In my view, the story of Leicester’s German Expressionist collection is nothing less than a triumph of Europeanism and its presence is a statement, a bulwark against the current forces which seem intent on taking this country backwards in this regard. At this dark hour, when the values of international cultural integration are being questioned, those who seek to belittle our pan-European heritage should take a long hard look at the history of how this extraordinary collection came to be here and learn from it. It is surely pertinent that as the direct result of a regime which took radical evil, blood and soil nationalism, state-sponsored terror and genocidal persecution to unprecedented levels, these works arrived on our shores, the island-haven whose cultural and humanistic strength lies in its bridges to the mainland remaining ever open. Though we may be inwardly unable to assimilate the traumatic events of the previous century that directly fed many of these artworks, we have these ‘witness statements’, which the artistic imagination has made legible to anyone who cares to travel to Leicester, a city in Europe, and read them.

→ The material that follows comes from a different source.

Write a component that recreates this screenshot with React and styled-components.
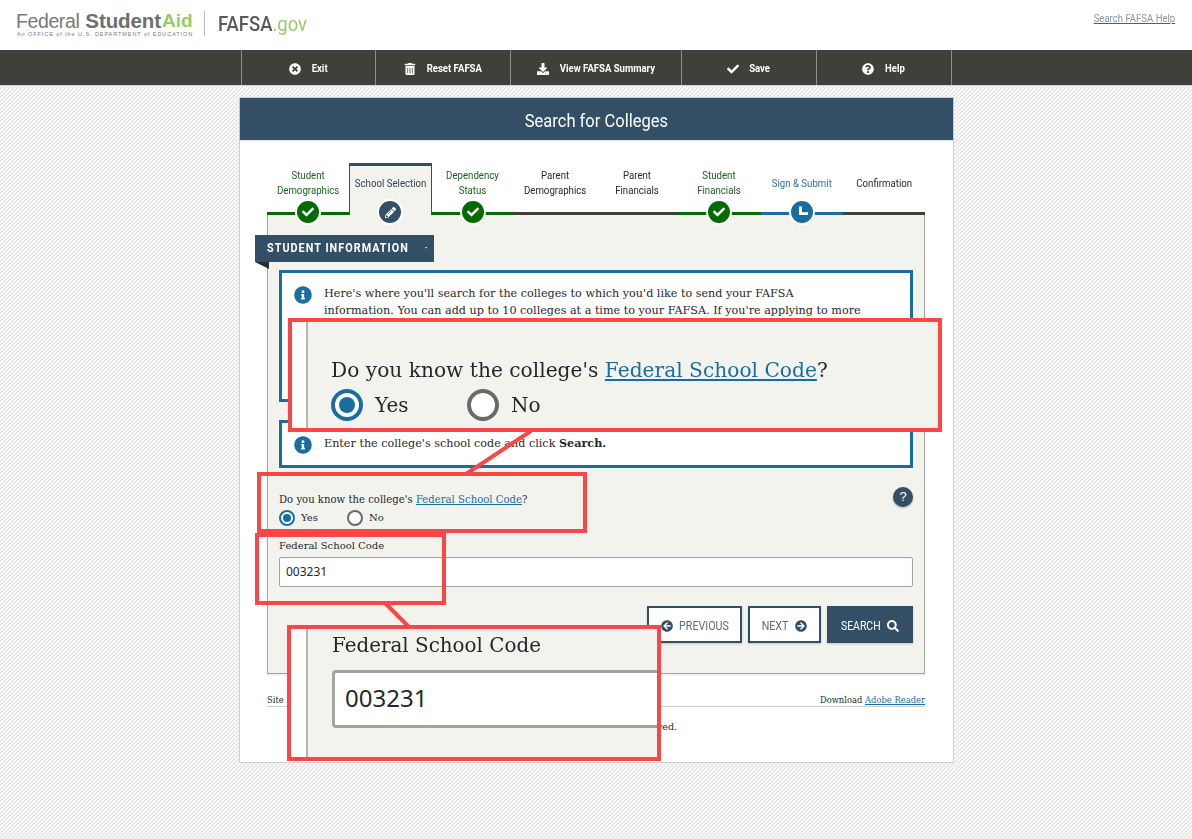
import React from "react";
import styled, { createGlobalStyle } from "styled-components";
import {
  FaTimesCircle, FaTrashAlt, FaDownload, FaCheck, FaQuestionCircle,
  FaPencilAlt, FaInfoCircle, FaArrowCircleLeft, FaArrowCircleRight, FaSearch,
} from "react-icons/fa";

const NARROW = `"Roboto", sans-serif`;
const SERIF = `"DejaVu Serif", "Liberation Serif", serif`;
const NAVY = "#334f66";
const BLUE = "#1a6e9f";
const GREEN = "#046b04";
const PANEL = "#f3f3ee";
const RED = "#fb4646";

const Global = createGlobalStyle`
  html, body { margin: 0; padding: 0; }
  body {
    width: 1192px; height: 839px; overflow: hidden;
    background-color: #fbfbfb;
    background-image: linear-gradient(135deg, #e6e6e6 25%, #fbfbfb 25%, #fbfbfb 50%, #e6e6e6 50%, #e6e6e6 75%, #fbfbfb 75%);
    background-size: 4px 4px;
  }
`;

const Page = styled.div`position: relative; width: 1192px; height: 839px;`;

/* Condensed text: no condensed family is installed, so the glyphs are squeezed and the box trimmed to match. */
const Narrow = styled.span`
  display: inline-block; white-space: nowrap; transform: scaleX(${p => p.$sx || 0.84});
  margin: 0 ${p => -(p.$trim || 0)}px;
`;

const Header = styled.header`
  height: 50px; background: #fff; display: flex; align-items: flex-start;
  justify-content: space-between; padding: 0 17px 0 16px; box-sizing: border-box;
`;
const Logo = styled.div`display: flex; align-items: flex-start; padding-top: 11px;`;
const LogoMark = styled.div`width: 176px; margin-right: 12px;`;
const LogoName = styled.div`
  font: 19.5px/20px "Liberation Sans", sans-serif; color: #77787b; white-space: nowrap;
  display: flex; gap: 6px;
`;
const LogoLight = styled.span`letter-spacing: -0.4px;`;
const Strong = styled.b`color: #6d6e71; font-size: 20.5px; letter-spacing: -0.1px;`;
const GreenStrong = styled.b`color: #98cb66; margin-left: -5px; font-size: 19px;`;
const Tagline = styled.div`
  font: 5.5px/7px "Liberation Sans", sans-serif; color: #77787b; letter-spacing: 0.93px; white-space: nowrap; margin: 0 0 0 1px;
`;
const LogoDivider = styled.div`width: 1px; height: 25px; background: #b9b9b9; margin-right: 13px;`;
const Fafsa = styled.div`
  font: 500 21px/27px "Roboto", "Liberation Sans", sans-serif; color: #58595b;
  transform: scaleX(0.88); transform-origin: left center; white-space: nowrap;
`;
const Gov = styled.span`color: #98cb66; font-weight: 400;`;
const HelpLink = styled.a`
  font: 11.5px/14px ${NARROW}; color: #8795a3; margin-top: 11px; text-decoration: underline; text-decoration-color: ${BLUE};
  transform: scaleX(0.83); transform-origin: right center; white-space: nowrap;
`;

const Toolbar = styled.nav`
  height: 35px; background: #403f3a; border-bottom: 1px solid #d5d5d5;
  display: flex; padding-left: 241px;
`;
const ToolItem = styled.a`
  width: ${p => p.$w}px; box-sizing: border-box; border-left: 1px solid #8f8e89; padding-top: 2px;
  display: flex; align-items: center; justify-content: center; gap: 10px; color: #fff;
  font: 700 11.5px/33px ${NARROW};
  &:last-child { border-right: 1px solid #8f8e89; }
  svg { font-size: 12px; }
`;

const Card = styled.main`
  width: 713px; height: 664px; margin: 11px 0 0 239px; background: #fff; border: 1px solid #cfcfcf;
  display: flex; flex-direction: column;
`;
const Title = styled.h1`
  margin: 0; height: 42px; background: ${NAVY}; color: #fff; text-align: center;
  font: 400 19px/45px ${NARROW}; box-shadow: 0 1px 2px rgba(0,0,0,.15);
`;
const Stepper = styled.ol`
  list-style: none; margin: 0 28px 0 27px; padding: 0; display: grid; grid-template-columns: repeat(8, minmax(0, 1fr)); height: 75px;
`;
const Step = styled.li`
  position: relative; padding-top: 23px; box-sizing: border-box; text-align: center;
  font: 11.5px/15px ${NARROW};
  color: ${p => ({ done: "#1b5e1b", current: "#2f6f9c", todo: "#24272a" }[p.$state])};
  border-bottom: 3px solid ${p => ({ done: GREEN, current: BLUE, todo: "#403f3a" }[p.$state])};
`;
const ActiveStep = styled.li`
  position: relative; margin-top: 23px; height: 52px; box-sizing: border-box; text-align: center;
  font: 11.5px/15px ${NARROW}; color: #2f4356; background: ${PANEL};
  border-top: 3px solid ${NAVY}; border-left: 1px solid ${NAVY}; border-right: 1px solid ${NAVY};
`;
const StepLabel = styled.div`
  height: ${p => p.$h}px; display: flex; align-items: center; justify-content: center;
`;
const StepNode = styled.span`
  position: absolute; left: 50%; bottom: ${p => p.$bottom}px; transform: translateX(-50%);
  width: 22px; height: 22px; border: 2px solid #fff; border-radius: 50%;
  background: ${p => p.$bg}; color: #fff; display: flex; align-items: center; justify-content: center;
  font-size: ${p => p.$icon || 12}px; z-index: 2;
`;

const Panel = styled.section`
  flex: none; margin: 0 28px 0 27px; height: 459px; background: ${PANEL}; box-sizing: border-box;
  border: 1px solid #a3a3a0; border-top: none; padding: 20px 11px 0; box-shadow: 0 1px 2px rgba(0,0,0,.1);
`;
const Ribbon = styled.div`
  position: relative; width: 179px; height: 27px; margin-left: -24px; background: ${NAVY}; color: #fff;
  font: 700 12px/27px "Roboto", sans-serif; padding: 0 12px; box-sizing: border-box;
  white-space: nowrap; display: flex; justify-content: space-between;
  &::after {
    content: ""; position: absolute; left: 0; top: 27px;
    border-top: 7px solid #1f2f3d; border-left: 14px solid transparent;
  }
`;
const RibbonText = styled.span`letter-spacing: 1.15px; transform: scaleX(0.9); transform-origin: left center;`;
const RibbonDot = styled.span`font-size: 9px; margin-right: 1px;`;
const InfoBox = styled.div`
  display: flex; gap: 12px; background: #fff; border: 3px solid ${BLUE}; box-sizing: border-box;
  min-height: ${p => p.$h}px; margin-top: ${p => p.$mt}px; padding: ${p => p.$pt}px 20px 0 12px;
  font: 11.2px/17px ${SERIF}; color: #25282b;
  svg { color: ${BLUE}; font-size: 18px; flex: none; margin-top: 1px; }
`;
const Question = styled.div`
  position: relative; margin-top: 24px; font: 10.1px/15px ${SERIF}; color: #25282b;
`;
const FieldLink = styled.a`color: ${BLUE}; text-decoration: underline;`;
const HelpBubble = styled.span`
  position: absolute; right: 0; top: -5px; width: 20px; height: 20px; border-radius: 50%;
  background: ${NAVY}; color: #fff; font: 13px/20px "Liberation Sans", sans-serif; text-align: center;
  box-shadow: 0 1px 2px rgba(0,0,0,.3);
`;
const Radios = styled.div`display: flex; margin-top: 3px; height: 16px; align-items: center; font: 10px/16px ${SERIF}; color: #25282b;`;
const RadioOption = styled.label`display: flex; align-items: center; gap: 6px; width: 68px;`;
const Radio = styled.span`
  width: 16px; height: 16px; box-sizing: border-box; border-radius: 50%; background: #fff;
  border: 2px solid ${p => p.$on ? BLUE : "#6a6a6a"}; display: flex; align-items: center; justify-content: center;
  &::after { content: ""; width: 8px; height: 8px; border-radius: 50%; background: ${p => p.$on ? BLUE : "transparent"}; }
`;
const FieldLabel = styled.div`margin-top: 13px; font: 10px/14px ${SERIF}; color: #25282b;`;
const Input = styled.input`
  display: block; width: 100%; height: 30px; margin-top: 4px; box-sizing: border-box; background: #fff;
  border: 1px solid #a3a3a0; border-radius: 2px; padding: 0 6px 2px; font: 12px "Noto Sans", sans-serif; color: #25282b;
  box-shadow: inset 0 1px 2px rgba(0,0,0,.06);
`;
const Actions = styled.div`display: flex; justify-content: flex-end; gap: 6px; margin-top: 19px;`;
const Btn = styled.button`
  height: 37px; width: ${p => p.$w}px; box-sizing: border-box; padding: 2px 0 0;
  display: flex; align-items: center; justify-content: center; gap: 6px;
  border: 2px solid ${NAVY}; background: ${p => p.$solid ? NAVY : "#fff"}; color: ${p => p.$solid ? "#fff" : "#5a6b7a"};
  font: 12px ${NARROW}; box-shadow: 0 1px 2px rgba(0,0,0,.2);
  svg { font-size: 12px; color: ${p => p.$solid ? "#fff" : NAVY}; }
`;
const Footer = styled.footer`margin: 0 28px 0 27px; font: 8.4px/12px ${SERIF}; color: #25282b;`;
const FooterTop = styled.div`
  display: flex; justify-content: space-between; margin-top: 20px; height: 12px; border-bottom: 1px solid #cfcfcf;
`;
const FooterNote = styled.div`margin-top: 14px; padding-right: 248px; text-align: right; white-space: nowrap; font-size: 9.5px;`;

const Outline = styled.div`
  position: absolute; box-sizing: border-box; border: 4px solid ${RED};
  left: ${p => p.$x}px; top: ${p => p.$y}px; width: ${p => p.$w}px; height: ${p => p.$h}px;
  z-index: 5;
`;
const Magnified = styled(Outline)`
  background: ${PANEL}; z-index: 6;
  &::before { content: ""; position: absolute; left: 0; top: 0; bottom: 0; width: ${p => p.$strip}px; background: #fff; border-right: 2px solid #b4b4b0; }
`;
const BigQuestion = styled.div`
  position: absolute; left: 39px; top: 33px; white-space: nowrap; font: 20.2px/30px ${SERIF}; color: #25282b; filter: blur(0.35px);
`;
const BigRadios = styled.div`
  position: absolute; left: 39px; top: 67px; display: flex; align-items: center; font: 20px/32px ${SERIF}; color: #25282b; filter: blur(0.35px);
`;
const BigOption = styled.label`display: flex; align-items: center; gap: 12px; width: 136px;`;
const BigRadio = styled.span`
  width: 32px; height: 32px; box-sizing: border-box; border-radius: 50%; background: #fff;
  border: 4px solid ${p => p.$on ? BLUE : "#6a6a6a"}; display: flex; align-items: center; justify-content: center;
  &::after { content: ""; width: 16px; height: 16px; border-radius: 50%; background: ${p => p.$on ? BLUE : "transparent"}; }
`;
const BigLabel = styled.div`
  position: absolute; left: 41px; top: 3px; font: 19.9px/28px ${SERIF}; color: #25282b; white-space: nowrap; filter: blur(0.35px);
`;
const BigInput = styled.div`
  position: absolute; left: 41px; right: 0; top: 41px; height: 58px; box-sizing: border-box; background: #fff;
  border: 3px solid #a3a3a0; border-right: none; border-radius: 4px 0 0 4px; padding-left: 10px;
  font: 24px/50px "Noto Sans", sans-serif; color: #25282b;
`;
const Connector = styled.svg`position: absolute; left: 0; top: 0; z-index: 4; pointer-events: none;`;

const ClockHands = () => (
  <svg width="14" height="14" viewBox="0 0 14 14" aria-hidden="true">
    <path d="M4 1.5H7V7.2H13V10H4Z" fill="#fff" />
  </svg>
);

const STEPS = [
  { label: ["Student", "Demographics"], state: "done" },
  { label: ["School Selection"], state: "active" },
  { label: ["Dependency", "Status"], state: "done" },
  { label: ["Parent", "Demographics"], state: "todo" },
  { label: ["Parent", "Financials"], state: "todo" },
  { label: ["Student", "Financials"], state: "done" },
  { label: ["Sign & Submit"], state: "current" },
  { label: ["Confirmation"], state: "todo" },
];
const TOOLS = [
  [134, FaTimesCircle, "Exit", 1],
  [135, FaTrashAlt, "Reset FAFSA", 5],
  [171, FaDownload, "View FAFSA Summary", 9],
  [135, FaCheck, "Save", 2],
  [136, FaQuestionCircle, "Help", 1],
];

const StepText = ({ lines }) => (
  <Narrow>{lines.map(l => <div key={l}>{l}</div>)}</Narrow>
);

export default function App() {
  return (
    <Page>
      <Global />
      <Header>
        <Logo>
          <LogoMark>
            <LogoName><LogoLight>Federal</LogoLight><Strong>Student</Strong><GreenStrong>Aid</GreenStrong></LogoName>
            <Tagline>An OFFICE of the U.S. DEPARTMENT of EDUCATION</Tagline>
          </LogoMark>
          <LogoDivider />
          <Fafsa>FAFSA<Gov>.gov</Gov></Fafsa>
        </Logo>
        <HelpLink>Search FAFSA Help</HelpLink>
      </Header>
      <Toolbar>
        {TOOLS.map(([w, Icon, text, trim]) => (
          <ToolItem key={text} $w={w}><Icon /><Narrow $sx={0.83} $trim={trim}>{text}</Narrow></ToolItem>
        ))}
      </Toolbar>
      <Card>
        <Title><Narrow $sx={0.87}>Search for Colleges</Narrow></Title>
        <Stepper>
          {STEPS.map(s => s.state === "active" ? (
            <ActiveStep key={s.label[0]}>
              <StepLabel $h={34}><StepText lines={s.label} /></StepLabel>
              <StepNode $bg={NAVY} $bottom={-10} $icon={11}><FaPencilAlt /></StepNode>
            </ActiveStep>
          ) : (
            <Step key={s.label.join()} $state={s.state}>
              <StepLabel $h={40}><StepText lines={s.label} /></StepLabel>
              {s.state === "done" && <StepNode $bg={GREEN} $bottom={-13}><FaCheck /></StepNode>}
              {s.state === "current" && <StepNode $bg={BLUE} $bottom={-13}><ClockHands /></StepNode>}
            </Step>
          ))}
        </Stepper>
        <Panel>
          <Ribbon><RibbonText>STUDENT INFORMATION</RibbonText><RibbonDot>·</RibbonDot></Ribbon>
          <InfoBox $h={132} $mt={8} $pt={12}>
            <FaInfoCircle />
            <div>
              Here's where you'll search for the colleges to which you'd like to send your FAFSA<br />
              information. You can add up to 10 colleges at a time to your FAFSA. If you're applying to more<br />
              than 10 colleges, you can add more later.
            </div>
          </InfoBox>
          <InfoBox $h={48} $mt={18} $pt={12}>
            <FaInfoCircle />
            <div>Enter the college's school code and click <b>Search.</b></div>
          </InfoBox>
          <Question>
            Do you know the college's <FieldLink>Federal School Code</FieldLink>?
            <HelpBubble>?</HelpBubble>
          </Question>
          <Radios>
            <RadioOption><Radio $on />Yes</RadioOption>
            <RadioOption><Radio />No</RadioOption>
          </Radios>
          <FieldLabel>Federal School Code</FieldLabel>
          <Input defaultValue="003231" />
          <Actions>
            <Btn $w={95}><FaArrowCircleLeft /><Narrow $sx={0.89} $trim={3}>PREVIOUS</Narrow></Btn>
            <Btn $w={73}><Narrow $sx={0.89} $trim={2}>NEXT</Narrow><FaArrowCircleRight /></Btn>
            <Btn $w={86} $solid><Narrow $sx={0.87} $trim={3}>SEARCH</Narrow><FaSearch /></Btn>
          </Actions>
        </Panel>
        <Footer>
          <FooterTop>
            <span>Site Links</span>
            <span>Download <FieldLink>Adobe Reader</FieldLink></span>
          </FooterTop>
          <FooterNote>All rights reserved.</FooterNote>
        </Footer>
      </Card>

      <Connector width="1192" height="839">
        <line x1="531" y1="431" x2="466" y2="474" stroke={RED} strokeWidth="4" />
        <line x1="385" y1="603" x2="409" y2="627" stroke={RED} strokeWidth="4" />
      </Connector>
      <Outline $x={257} $y={472} $w={330} $h={61} />
      <Outline $x={255} $y={533} $w={191} $h={72} />
      <Magnified $x={288} $y={318} $w={654} $h={114} $strip={14}>
        <BigQuestion>Do you know the college's <FieldLink>Federal School Code</FieldLink>?</BigQuestion>
        <BigRadios>
          <BigOption><BigRadio $on />Yes</BigOption>
          <BigOption><BigRadio />No</BigOption>
        </BigRadios>
      </Magnified>
      <Magnified $x={287} $y={625} $w={374} $h={136} $strip={15}>
        <BigLabel>Federal School Code</BigLabel>
        <BigInput>003231</BigInput>
      </Magnified>
    </Page>
  );
}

Will Stone is a poet, essayist and literary translator. Shearsman Books have recently reissued his poetry collections in new editions and published his third The Sleepwalkers in March 2016. His translations with Arc, Menard and Hesperus include works by Verhaeren, Roden- bach, Trakl, Rilke, Nerval and Roth. Pushkin Press published his Stefan Zweig Montaigne in August 2015 and Zweig’s 1930’s essays as Messages from a Lost World in January 2016. His Selected Poems of Georges Rodenbach will be published by Arc in 2017 and an expanded collection of the poetry of Georg Trakl by Seagull Books in 2017. Will also contributes to Poetry Review, The TLS and Apollo magazine.